Aim: To develop the subject-specific knowledge of the teaching staff to ensure that all students receive a high quality academic education.

Background: The school was categorised as Outstanding by Ofsted in 2011 and consistently achieves strong examination results at A Level and GCSE. The school’s intake is diverse, serving both Durham City and a number of former mining villages. It was felt that detailed subject knowledge and stimulating teaching would afford the students, particularly those from deprived backgrounds, access to further education, better employment opportunities and instil greater self confidence. The school was inspected again in February 2015 and was again categorised as being Outstanding.


Year 1:

A new Continuing Professional Development (CPD) programme and a new school calendar were designed to maximise training opportunities. A target was to further increase results in all areas, with a particular focus upon disadvantaged pupils.
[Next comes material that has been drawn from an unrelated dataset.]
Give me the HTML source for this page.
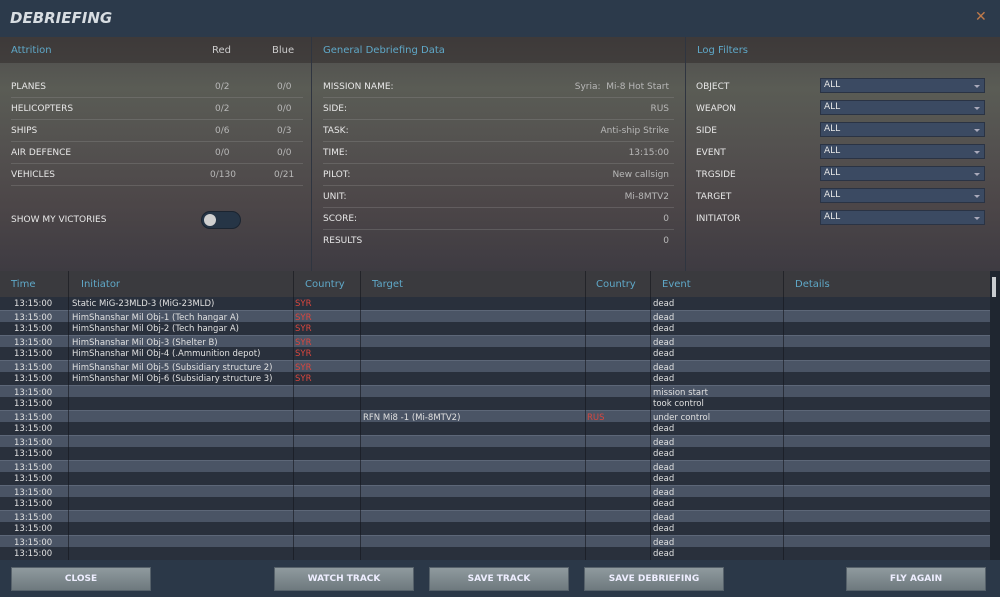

Contact was made with the Art, Geography, History, Mathematics and Music departments at Durham University and with key teachers in partnership schools. In addition, the relevant Local Authority Advisers were contacted.

Years 2 & 3:

A much greater emphasis was given to subject-specific training time for staff and the importance of subject leadership. Eight new staff appointments were made based upon a modified, subject-specific recruitment plan. Increased cultural opportunities were provided for disadvantaged students via Art, Geography, History, Maths and Music.

There was increased subject involvement in PTI training: five departments met, or were working towards, the PTI Mark and middle leaders of Art, History, Maths and Music have delivered training and designed Subject Days for the PTI.

A survey by middle leaders confirmed the disparity of practice between departments. A working group of three middle leaders was convened to design a set of expectations and protocols, which would govern the work of the leadership group in support of middle leaders and their departments. This resulted in the strengthening of middle leadership at the school, a strength identified by Ofsted as part of the school’s 2015 inspection.

Evidence: Exam results, inspection, subject-specific student questionnaires, lesson observation and work sampling.

Impact: Subject- specific CPD has proved successful and good subject specialists have been recruited. Key departments have also performed very well academically. The biggest challenge was trying to introduce and sustain a large project whilst avoiding generalisations and maintaining nuance; we wanted to avoid a ‘one size fits all’ approach.

Reflections: Providing more time for subject specialists to work together is pivotal, and imposing generic, whole-school systems on departments should be avoided. There were difficulties in classifying ‘disadvantaged’ students; with such a broad term, some of the initial assumptions were, retrospectively, quite inaccurate.